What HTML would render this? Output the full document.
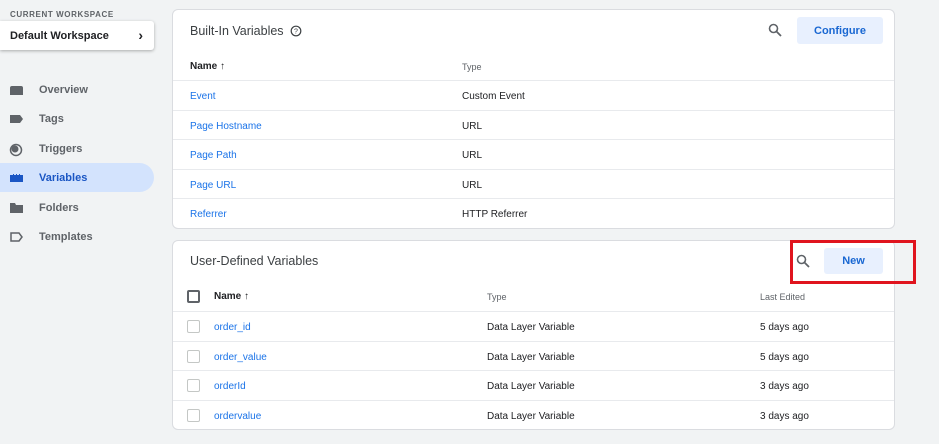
<!DOCTYPE html>
<html><head><style>
*{margin:0;padding:0;box-sizing:border-box}
body{width:939px;height:444px;background:#f1f3f4;font-family:"Liberation Sans",Arial,sans-serif;position:relative;overflow:hidden;color:#202124}
.a{position:absolute}
.lab{font-size:8px;letter-spacing:.6px;color:#5f6368;font-weight:bold}
.ws{left:0;top:21px;width:154px;height:29px;background:#fff;box-shadow:0 1px 3px rgba(0,0,0,.3);border-radius:0 3px 3px 0;font-size:11px;font-weight:bold;padding:9px 10px}
.nav{left:0;width:154px;height:29px;font-size:11px;color:#5f6368;font-weight:bold;padding-left:39px;line-height:30px;border-radius:0 15px 15px 0}
.nav.on{background:#d3e3fd;color:#1a56c4}
.nav svg{position:absolute;left:9px;top:9px}
.card{left:172px;width:723px;background:#fff;border-radius:6px;border:1px solid #dadce0}
.title{font-size:12.5px;color:#3c4043;position:absolute;left:17px}
.row{position:absolute;left:0;right:0;height:29.6px;border-top:1px solid #e8eaed;font-size:10px;line-height:31px}
.lk{color:#1a73e8}
.hd{font-size:10px;font-weight:bold;color:#202124}
.th{font-size:9px;color:#5f6368}
.btn{position:absolute;background:#e8f0fe;color:#1967d2;font-size:11px;font-weight:bold;text-align:center;border-radius:3px}
.cb{position:absolute;left:14px;top:8px;width:13px;height:13px;border:1px solid #c4c7c5;border-radius:2px}
</style></head><body>
<div class="a lab" style="left:10px;top:10px">CURRENT WORKSPACE</div>
<div class="a ws">Default Workspace<span style="position:absolute;right:11px;top:6px;font-size:14px">&#x203A;</span></div>

<div class="a nav" style="top:75px"><svg width="15" height="12"><path d="M1 4Q1 2 3 2H12Q14 2 14 4V11H1Z" fill="#5f6368"/></svg>Overview</div>
<div class="a nav" style="top:104px"><svg width="15" height="12"><path d="M1 2H11L14 6L11 10H1Z" fill="#5f6368"/></svg>Tags</div>
<div class="a nav" style="top:134px"><svg width="15" height="14"><circle cx="7" cy="7" r="5.5" fill="none" stroke="#5f6368" stroke-width="1.5"/><circle cx="6" cy="6" r="3.5" fill="#5f6368"/></svg>Triggers</div>
<div class="a nav on" style="top:163px"><svg width="15" height="12"><path d="M1 3H4V2H5V3H7V2H8V3H10V2H11V3H14V10H1Z" fill="#1a56c4"/></svg>Variables</div>
<div class="a nav" style="top:193px"><svg width="15" height="12"><path d="M1 1H6L7 3H14V11H1Z" fill="#5f6368"/></svg>Folders</div>
<div class="a nav" style="top:222px"><svg width="15" height="12"><path d="M2 2H10L13 6L10 10H2Z" fill="none" stroke="#5f6368" stroke-width="1.5"/></svg>Templates</div>

<div class="a card" style="top:9px;height:220px">
 <div class="title" style="top:14px">Built-In Variables <svg width="12" height="12" style="vertical-align:-2px;margin-left:3px"><circle cx="6" cy="6" r="4.8" fill="none" stroke="#3c4043" stroke-width="1.2"/><text x="6" y="8.6" font-size="7" text-anchor="middle" fill="#3c4043" font-family="Liberation Sans">?</text></svg></div>
 <svg class="a" style="left:595px;top:13px" width="14" height="14"><circle cx="5.5" cy="5.5" r="4" fill="none" stroke="#5f6368" stroke-width="1.6"/><path d="M8.5 8.5L13 13" stroke="#5f6368" stroke-width="1.8"/></svg>
 <div class="btn" style="left:624px;top:7px;width:86px;height:27px;line-height:28px">Configure</div>
 <div class="a hd" style="left:17px;top:51px">Name <span style="font-weight:normal">&#x2191;</span></div>
 <div class="a th" style="left:289px;top:52px">Type</div>
 <div class="row" style="top:70px"><span class="a lk" style="left:17px">Event</span><span class="a" style="left:289px">Custom Event</span></div>
 <div class="row" style="top:99.6px"><span class="a lk" style="left:17px">Page Hostname</span><span class="a" style="left:289px">URL</span></div>
 <div class="row" style="top:129.2px"><span class="a lk" style="left:17px">Page Path</span><span class="a" style="left:289px">URL</span></div>
 <div class="row" style="top:158.8px"><span class="a lk" style="left:17px">Page URL</span><span class="a" style="left:289px">URL</span></div>
 <div class="row" style="top:188.4px"><span class="a lk" style="left:17px">Referrer</span><span class="a" style="left:289px">HTTP Referrer</span></div>
</div>

<div class="a card" style="top:240px;height:190px">
 <div class="title" style="top:13px">User-Defined Variables</div>
 <svg class="a" style="left:623px;top:13px" width="14" height="14"><circle cx="5.5" cy="5.5" r="4" fill="none" stroke="#5f6368" stroke-width="1.6"/><path d="M8.5 8.5L13 13" stroke="#5f6368" stroke-width="1.8"/></svg>
 <div class="btn" style="left:651px;top:7px;width:59px;height:26px;line-height:27px">New</div>
 <div class="a" style="left:14px;top:49px;width:13px;height:13px;border:2px solid #5f6368;border-radius:2px"></div>
 <div class="a hd" style="left:41px;top:50px">Name <span style="font-weight:normal">&#x2191;</span></div>
 <div class="a th" style="left:314px;top:51px">Type</div>
 <div class="a th" style="left:587px;top:51px">Last Edited</div>
 <div class="row" style="top:70px"><div class="cb"></div><span class="a lk" style="left:41px">order_id</span><span class="a" style="left:314px">Data Layer Variable</span><span class="a" style="left:587px">5 days ago</span></div>
 <div class="row" style="top:99.6px"><div class="cb"></div><span class="a lk" style="left:41px">order_value</span><span class="a" style="left:314px">Data Layer Variable</span><span class="a" style="left:587px">5 days ago</span></div>
 <div class="row" style="top:129.2px"><div class="cb"></div><span class="a lk" style="left:41px">orderId</span><span class="a" style="left:314px">Data Layer Variable</span><span class="a" style="left:587px">3 days ago</span></div>
 <div class="row" style="top:158.8px"><div class="cb"></div><span class="a lk" style="left:41px">ordervalue</span><span class="a" style="left:314px">Data Layer Variable</span><span class="a" style="left:587px">3 days ago</span></div>
</div>

<div class="a" style="left:790px;top:240px;width:126px;height:44px;border:3px solid #e0141e"></div>
</body></html>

━━━━━━━━

Reproduce all of the material above word for word. Omit the pictures.

Complete answer:
What HTML would render this? Output the full document.
<!DOCTYPE html>
<html><head><style>
*{margin:0;padding:0;box-sizing:border-box}
body{width:939px;height:444px;background:#f1f3f4;font-family:"Liberation Sans",Arial,sans-serif;position:relative;overflow:hidden;color:#202124}
.a{position:absolute}
.lab{font-size:8px;letter-spacing:.6px;color:#5f6368;font-weight:bold}
.ws{left:0;top:21px;width:154px;height:29px;background:#fff;box-shadow:0 1px 3px rgba(0,0,0,.3);border-radius:0 3px 3px 0;font-size:11px;font-weight:bold;padding:9px 10px}
.nav{left:0;width:154px;height:29px;font-size:11px;color:#5f6368;font-weight:bold;padding-left:39px;line-height:30px;border-radius:0 15px 15px 0}
.nav.on{background:#d3e3fd;color:#1a56c4}
.nav svg{position:absolute;left:9px;top:9px}
.card{left:172px;width:723px;background:#fff;border-radius:6px;border:1px solid #dadce0}
.title{font-size:12.5px;color:#3c4043;position:absolute;left:17px}
.row{position:absolute;left:0;right:0;height:29.6px;border-top:1px solid #e8eaed;font-size:10px;line-height:31px}
.lk{color:#1a73e8}
.hd{font-size:10px;font-weight:bold;color:#202124}
.th{font-size:9px;color:#5f6368}
.btn{position:absolute;background:#e8f0fe;color:#1967d2;font-size:11px;font-weight:bold;text-align:center;border-radius:3px}
.cb{position:absolute;left:14px;top:8px;width:13px;height:13px;border:1px solid #c4c7c5;border-radius:2px}
</style></head><body>
<div class="a lab" style="left:10px;top:10px">CURRENT WORKSPACE</div>
<div class="a ws">Default Workspace<span style="position:absolute;right:11px;top:6px;font-size:14px">&#x203A;</span></div>

<div class="a nav" style="top:75px"><svg width="15" height="12"><path d="M1 4Q1 2 3 2H12Q14 2 14 4V11H1Z" fill="#5f6368"/></svg>Overview</div>
<div class="a nav" style="top:104px"><svg width="15" height="12"><path d="M1 2H11L14 6L11 10H1Z" fill="#5f6368"/></svg>Tags</div>
<div class="a nav" style="top:134px"><svg width="15" height="14"><circle cx="7" cy="7" r="5.5" fill="none" stroke="#5f6368" stroke-width="1.5"/><circle cx="6" cy="6" r="3.5" fill="#5f6368"/></svg>Triggers</div>
<div class="a nav on" style="top:163px"><svg width="15" height="12"><path d="M1 3H4V2H5V3H7V2H8V3H10V2H11V3H14V10H1Z" fill="#1a56c4"/></svg>Variables</div>
<div class="a nav" style="top:193px"><svg width="15" height="12"><path d="M1 1H6L7 3H14V11H1Z" fill="#5f6368"/></svg>Folders</div>
<div class="a nav" style="top:222px"><svg width="15" height="12"><path d="M2 2H10L13 6L10 10H2Z" fill="none" stroke="#5f6368" stroke-width="1.5"/></svg>Templates</div>

<div class="a card" style="top:9px;height:220px">
 <div class="title" style="top:14px">Built-In Variables <svg width="12" height="12" style="vertical-align:-2px;margin-left:3px"><circle cx="6" cy="6" r="4.8" fill="none" stroke="#3c4043" stroke-width="1.2"/><text x="6" y="8.6" font-size="7" text-anchor="middle" fill="#3c4043" font-family="Liberation Sans">?</text></svg></div>
 <svg class="a" style="left:595px;top:13px" width="14" height="14"><circle cx="5.5" cy="5.5" r="4" fill="none" stroke="#5f6368" stroke-width="1.6"/><path d="M8.5 8.5L13 13" stroke="#5f6368" stroke-width="1.8"/></svg>
 <div class="btn" style="left:624px;top:7px;width:86px;height:27px;line-height:28px">Configure</div>
 <div class="a hd" style="left:17px;top:51px">Name <span style="font-weight:normal">&#x2191;</span></div>
 <div class="a th" style="left:289px;top:52px">Type</div>
 <div class="row" style="top:70px"><span class="a lk" style="left:17px">Event</span><span class="a" style="left:289px">Custom Event</span></div>
 <div class="row" style="top:99.6px"><span class="a lk" style="left:17px">Page Hostname</span><span class="a" style="left:289px">URL</span></div>
 <div class="row" style="top:129.2px"><span class="a lk" style="left:17px">Page Path</span><span class="a" style="left:289px">URL</span></div>
 <div class="row" style="top:158.8px"><span class="a lk" style="left:17px">Page URL</span><span class="a" style="left:289px">URL</span></div>
 <div class="row" style="top:188.4px"><span class="a lk" style="left:17px">Referrer</span><span class="a" style="left:289px">HTTP Referrer</span></div>
</div>

<div class="a card" style="top:240px;height:190px">
 <div class="title" style="top:13px">User-Defined Variables</div>
 <svg class="a" style="left:623px;top:13px" width="14" height="14"><circle cx="5.5" cy="5.5" r="4" fill="none" stroke="#5f6368" stroke-width="1.6"/><path d="M8.5 8.5L13 13" stroke="#5f6368" stroke-width="1.8"/></svg>
 <div class="btn" style="left:651px;top:7px;width:59px;height:26px;line-height:27px">New</div>
 <div class="a" style="left:14px;top:49px;width:13px;height:13px;border:2px solid #5f6368;border-radius:2px"></div>
 <div class="a hd" style="left:41px;top:50px">Name <span style="font-weight:normal">&#x2191;</span></div>
 <div class="a th" style="left:314px;top:51px">Type</div>
 <div class="a th" style="left:587px;top:51px">Last Edited</div>
 <div class="row" style="top:70px"><div class="cb"></div><span class="a lk" style="left:41px">order_id</span><span class="a" style="left:314px">Data Layer Variable</span><span class="a" style="left:587px">5 days ago</span></div>
 <div class="row" style="top:99.6px"><div class="cb"></div><span class="a lk" style="left:41px">order_value</span><span class="a" style="left:314px">Data Layer Variable</span><span class="a" style="left:587px">5 days ago</span></div>
 <div class="row" style="top:129.2px"><div class="cb"></div><span class="a lk" style="left:41px">orderId</span><span class="a" style="left:314px">Data Layer Variable</span><span class="a" style="left:587px">3 days ago</span></div>
 <div class="row" style="top:158.8px"><div class="cb"></div><span class="a lk" style="left:41px">ordervalue</span><span class="a" style="left:314px">Data Layer Variable</span><span class="a" style="left:587px">3 days ago</span></div>
</div>

<div class="a" style="left:790px;top:240px;width:126px;height:44px;border:3px solid #e0141e"></div>
</body></html>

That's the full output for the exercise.